Therapy and Counseling – While behavioral therapy intended to treat the behavioral problems behind addiction will begin after detox, it’s often a valuable part of detox as well. Counseling and support during detox give you the support you need to withdraw from the drug or alcohol while learning to handle cravings in a safe and healthy way, which will set you up for better success during recovery. This will include treatment for dual diagnosis disorders such as anxiety or depression which become evident during detox.

Clinical Comfort – Any detox program will focus attention on maintaining clinical comfort so that you can detox in dignity and comfort. This typically includes managing withdrawal symptoms, offering social and emotional support, and a comfortable or home-like environment throughout the withdrawal process.
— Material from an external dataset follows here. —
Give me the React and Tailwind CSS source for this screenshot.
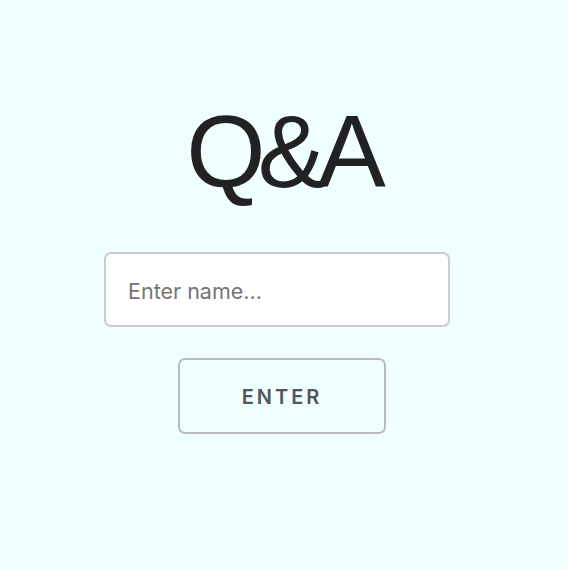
import React from "react";

export default function App() {
  return (
    <div className="min-h-[570px] w-full bg-[#f0ffff] font-['Liberation_Sans',Arial,sans-serif] pt-[97px]">
      <h1 className="text-center text-[102px] leading-[110px] tracking-[-8px] pr-[4px] text-[#222222] font-normal">Q&amp;A</h1>
      <div className="mt-[45px] ml-[104px] w-[346px] h-[75px] rounded-[7px] border-2 border-[#cccccc] bg-white flex items-center pl-[22px] pt-[3px]">
        <span className="font-['Inter',sans-serif] text-[21.5px] text-[#757575]">Enter name...</span>
      </div>
      <div className="mt-[31px] ml-[178px] w-[208px] h-[76px] rounded-[7px] border-2 border-[#bbbbbb] flex items-center justify-center pt-[2px]">
        <span className="font-['Inter',sans-serif] text-[20px] font-semibold tracking-[3px] text-[#555555]">ENTER</span>
      </div>
    </div>
  );
}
Drug Detox Symptoms and Timelines

While your precise symptoms and timeline will change a great deal depending on the substance, duration of abuse, drug detox program, and quantity of abuse, most drug and alcohol withdrawal follows the same general pattern of symptoms.

  • Anxiety and depression
  • Insomnia and nightmares or disturbed sleep
  • Tremors, shaking, and seizures
  • Inability to focus and concentration issues
  • General pain and muscle or joint pain
  • Headaches
  • Nausea and vomiting
  • Increased heart rate
  • Profuse sweating

These symptoms can range from about the same as a cold or flu to extremely severe and requiring medical attention. Here, even seemingly benign symptoms can be life-threatening, as dehydration, vomiting, and seizures can all take a huge toll on someone who’s health is already greatly impacted by long-term substance abuse.

Your drug detox timeline will also change a great deal depending on the substance you are detoxing from.

  • Alcohol – Withdrawal symptoms begin within about 8 hours into alcohol detox and worsen over the next 24-72 hours. Delirium Tremens and other complications typically develop within the first 3-4 days and then begin to taper off over the next 1-2 weeks.
  • Stimulants – Withdrawal symptoms for stimulants such as methamphetamine typically begin within a few hours and vanish in 3-4 days after the last dose. In some cases, longer withdrawal may be present.
  • Sedatives – Sedatives including benzodiazepines typically develop withdrawal symptoms after a few hours, with major detox symptoms occurring after 4-5 days. Withdrawal symptoms may last for up to weeks or even months after the final dose without treatment.
  • Opioids – Detox from opioids including heroin and most prescription painkillers typically begin withdrawal within the first 6-12 hours and subside within the first week. Slow-release narcotic painkillers will have a prolonged withdrawal phase, with symptoms appearing within 2-4 days of the final dose and lasting several weeks.

These detox timelines can vary a great deal depending on you, your health, and length and volume of abuse.

If you or a loved one is suffering from a substance dependence, entering a detox program for drug and alcohol addiction is the first step to getting your life back. While it’s often not enough to prevent a relapse and ensure recovery, it is a necessary step to ensure you safely recover from chemical dependence.